- **EXERCISE OBJECTIVE**
The listing below should be printed exactly, every line of it. Skip the pictures.

- **GIVEN DATA**

#####

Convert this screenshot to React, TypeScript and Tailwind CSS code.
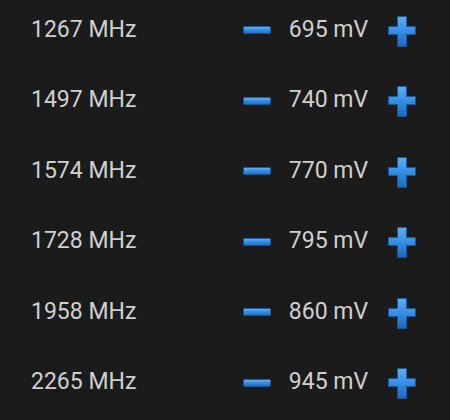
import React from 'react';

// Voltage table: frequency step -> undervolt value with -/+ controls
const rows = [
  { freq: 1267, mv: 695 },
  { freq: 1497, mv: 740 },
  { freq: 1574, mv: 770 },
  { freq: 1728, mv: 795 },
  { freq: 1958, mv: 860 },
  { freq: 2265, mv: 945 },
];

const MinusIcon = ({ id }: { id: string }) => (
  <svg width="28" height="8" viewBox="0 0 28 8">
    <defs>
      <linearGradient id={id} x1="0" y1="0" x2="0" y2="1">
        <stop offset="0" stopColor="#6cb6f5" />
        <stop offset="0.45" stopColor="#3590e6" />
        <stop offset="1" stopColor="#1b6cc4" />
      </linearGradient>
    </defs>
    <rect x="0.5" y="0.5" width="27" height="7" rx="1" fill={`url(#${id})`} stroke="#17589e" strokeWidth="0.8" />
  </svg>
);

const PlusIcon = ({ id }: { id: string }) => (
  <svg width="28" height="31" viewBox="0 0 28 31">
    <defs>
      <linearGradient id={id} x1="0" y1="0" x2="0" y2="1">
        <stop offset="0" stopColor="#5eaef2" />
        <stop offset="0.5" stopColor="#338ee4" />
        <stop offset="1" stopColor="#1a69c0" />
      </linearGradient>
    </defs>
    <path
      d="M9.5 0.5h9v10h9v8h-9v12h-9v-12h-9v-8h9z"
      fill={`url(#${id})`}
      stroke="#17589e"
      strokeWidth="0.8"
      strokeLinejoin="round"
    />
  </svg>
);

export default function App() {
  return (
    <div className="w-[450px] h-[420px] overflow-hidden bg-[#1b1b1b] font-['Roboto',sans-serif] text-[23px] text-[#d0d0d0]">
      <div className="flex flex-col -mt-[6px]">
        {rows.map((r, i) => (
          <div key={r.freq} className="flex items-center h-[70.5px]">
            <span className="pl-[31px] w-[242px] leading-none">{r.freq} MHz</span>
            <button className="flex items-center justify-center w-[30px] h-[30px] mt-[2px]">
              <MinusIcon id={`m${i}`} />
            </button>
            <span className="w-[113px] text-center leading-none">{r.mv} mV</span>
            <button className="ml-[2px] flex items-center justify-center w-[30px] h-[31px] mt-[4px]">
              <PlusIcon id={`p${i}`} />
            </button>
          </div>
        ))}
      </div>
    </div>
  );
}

#####

- **WRITTEN ANSWER**
Convert this screenshot to React, TypeScript and Tailwind CSS code.
import React from 'react';

// Voltage table: frequency step -> undervolt value with -/+ controls
const rows = [
  { freq: 1267, mv: 695 },
  { freq: 1497, mv: 740 },
  { freq: 1574, mv: 770 },
  { freq: 1728, mv: 795 },
  { freq: 1958, mv: 860 },
  { freq: 2265, mv: 945 },
];

const MinusIcon = ({ id }: { id: string }) => (
  <svg width="28" height="8" viewBox="0 0 28 8">
    <defs>
      <linearGradient id={id} x1="0" y1="0" x2="0" y2="1">
        <stop offset="0" stopColor="#6cb6f5" />
        <stop offset="0.45" stopColor="#3590e6" />
        <stop offset="1" stopColor="#1b6cc4" />
      </linearGradient>
    </defs>
    <rect x="0.5" y="0.5" width="27" height="7" rx="1" fill={`url(#${id})`} stroke="#17589e" strokeWidth="0.8" />
  </svg>
);

const PlusIcon = ({ id }: { id: string }) => (
  <svg width="28" height="31" viewBox="0 0 28 31">
    <defs>
      <linearGradient id={id} x1="0" y1="0" x2="0" y2="1">
        <stop offset="0" stopColor="#5eaef2" />
        <stop offset="0.5" stopColor="#338ee4" />
        <stop offset="1" stopColor="#1a69c0" />
      </linearGradient>
    </defs>
    <path
      d="M9.5 0.5h9v10h9v8h-9v12h-9v-12h-9v-8h9z"
      fill={`url(#${id})`}
      stroke="#17589e"
      strokeWidth="0.8"
      strokeLinejoin="round"
    />
  </svg>
);

export default function App() {
  return (
    <div className="w-[450px] h-[420px] overflow-hidden bg-[#1b1b1b] font-['Roboto',sans-serif] text-[23px] text-[#d0d0d0]">
      <div className="flex flex-col -mt-[6px]">
        {rows.map((r, i) => (
          <div key={r.freq} className="flex items-center h-[70.5px]">
            <span className="pl-[31px] w-[242px] leading-none">{r.freq} MHz</span>
            <button className="flex items-center justify-center w-[30px] h-[30px] mt-[2px]">
              <MinusIcon id={`m${i}`} />
            </button>
            <span className="w-[113px] text-center leading-none">{r.mv} mV</span>
            <button className="ml-[2px] flex items-center justify-center w-[30px] h-[31px] mt-[4px]">
              <PlusIcon id={`p${i}`} />
            </button>
          </div>
        ))}
      </div>
    </div>
  );
}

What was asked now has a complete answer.